THE EXERCISE:
All the data below goes into the copy word for word, but the pictures don't.
* BEGIN *
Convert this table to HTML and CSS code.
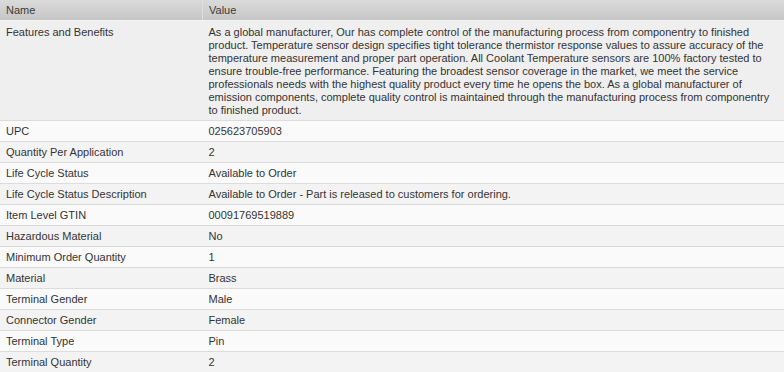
FILE: index.html
```html
<!DOCTYPE html>
<html>
<head>
<meta charset="utf-8">
<link rel="stylesheet" href="styles.css">
</head>
<body>
<table class="spec">
  <thead>
    <tr><th class="c-name">Name</th><th class="c-val">Value</th></tr>
  </thead>
  <tbody>
    <tr class="alt big"><td>Features and Benefits</td><td>As a global manufacturer, Our has complete control of the manufacturing process from componentry to finished product. Temperature sensor design specifies tight tolerance thermistor response values to assure accuracy of the temperature measurement and proper part operation. All Coolant Temperature sensors are 100% factory tested to ensure trouble-free performance. Featuring the broadest sensor coverage in the market, we meet the service professionals needs with the highest quality product every time he opens the box. As a global manufacturer of emission components, complete quality control is maintained through the manufacturing process from componentry to finished product.</td></tr>
    <tr><td>UPC</td><td>025623705903</td></tr>
    <tr class="alt"><td>Quantity Per Application</td><td>2</td></tr>
    <tr><td>Life Cycle Status</td><td>Available to Order</td></tr>
    <tr class="alt"><td>Life Cycle Status Description</td><td>Available to Order - Part is released to customers for ordering.</td></tr>
    <tr><td>Item Level GTIN</td><td>00091769519889</td></tr>
    <tr class="alt"><td>Hazardous Material</td><td>No</td></tr>
    <tr><td>Minimum Order Quantity</td><td>1</td></tr>
    <tr class="alt"><td>Material</td><td>Brass</td></tr>
    <tr><td>Terminal Gender</td><td>Male</td></tr>
    <tr class="alt"><td>Connector Gender</td><td>Female</td></tr>
    <tr><td>Terminal Type</td><td>Pin</td></tr>
    <tr class="alt"><td>Terminal Quantity</td><td>2</td></tr>
  </tbody>
</table>
</body>
</html>
```
FILE: styles.css
```css
html, body {
  margin: 0;
  padding: 0;
  background: #ffffff;
}
.spec {
  width: 784px;
  border-collapse: collapse;
  font-family: "Liberation Sans", Arial, sans-serif;
  font-size: 11px;
  color: #333333;
  table-layout: fixed;
}
.spec th {
  height: 20px;
  padding: 0 6px;
  text-align: left;
  font-weight: normal;
  color: #3a3a3a;
  background: linear-gradient(#dadada, #c6c6c6);
  border-bottom: 1px solid #f4f4f4;
}
.spec .c-name {
  width: 190px;
  border-right: 1px solid #dedede;
}
.spec td {
  height: 20px;
  padding: 0 6px;
  vertical-align: middle;
  border-bottom: 1px solid #dcdcdc;
  background: #fafafa;
  line-height: 13px;
}
.spec tr.alt td {
  background: #f3f3f3;
}
.spec tr.big td {
  vertical-align: top;
  padding-top: 5px;
  padding-bottom: 3px;
  background: #efefef;
}
```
* END *
THE RESPONSE:
Convert this table to HTML and CSS code.
FILE: index.html
```html
<!DOCTYPE html>
<html>
<head>
<meta charset="utf-8">
<link rel="stylesheet" href="styles.css">
</head>
<body>
<table class="spec">
  <thead>
    <tr><th class="c-name">Name</th><th class="c-val">Value</th></tr>
  </thead>
  <tbody>
    <tr class="alt big"><td>Features and Benefits</td><td>As a global manufacturer, Our has complete control of the manufacturing process from componentry to finished product. Temperature sensor design specifies tight tolerance thermistor response values to assure accuracy of the temperature measurement and proper part operation. All Coolant Temperature sensors are 100% factory tested to ensure trouble-free performance. Featuring the broadest sensor coverage in the market, we meet the service professionals needs with the highest quality product every time he opens the box. As a global manufacturer of emission components, complete quality control is maintained through the manufacturing process from componentry to finished product.</td></tr>
    <tr><td>UPC</td><td>025623705903</td></tr>
    <tr class="alt"><td>Quantity Per Application</td><td>2</td></tr>
    <tr><td>Life Cycle Status</td><td>Available to Order</td></tr>
    <tr class="alt"><td>Life Cycle Status Description</td><td>Available to Order - Part is released to customers for ordering.</td></tr>
    <tr><td>Item Level GTIN</td><td>00091769519889</td></tr>
    <tr class="alt"><td>Hazardous Material</td><td>No</td></tr>
    <tr><td>Minimum Order Quantity</td><td>1</td></tr>
    <tr class="alt"><td>Material</td><td>Brass</td></tr>
    <tr><td>Terminal Gender</td><td>Male</td></tr>
    <tr class="alt"><td>Connector Gender</td><td>Female</td></tr>
    <tr><td>Terminal Type</td><td>Pin</td></tr>
    <tr class="alt"><td>Terminal Quantity</td><td>2</td></tr>
  </tbody>
</table>
</body>
</html>
```
FILE: styles.css
```css
html, body {
  margin: 0;
  padding: 0;
  background: #ffffff;
}
.spec {
  width: 784px;
  border-collapse: collapse;
  font-family: "Liberation Sans", Arial, sans-serif;
  font-size: 11px;
  color: #333333;
  table-layout: fixed;
}
.spec th {
  height: 20px;
  padding: 0 6px;
  text-align: left;
  font-weight: normal;
  color: #3a3a3a;
  background: linear-gradient(#dadada, #c6c6c6);
  border-bottom: 1px solid #f4f4f4;
}
.spec .c-name {
  width: 190px;
  border-right: 1px solid #dedede;
}
.spec td {
  height: 20px;
  padding: 0 6px;
  vertical-align: middle;
  border-bottom: 1px solid #dcdcdc;
  background: #fafafa;
  line-height: 13px;
}
.spec tr.alt td {
  background: #f3f3f3;
}
.spec tr.big td {
  vertical-align: top;
  padding-top: 5px;
  padding-bottom: 3px;
  background: #efefef;
}
```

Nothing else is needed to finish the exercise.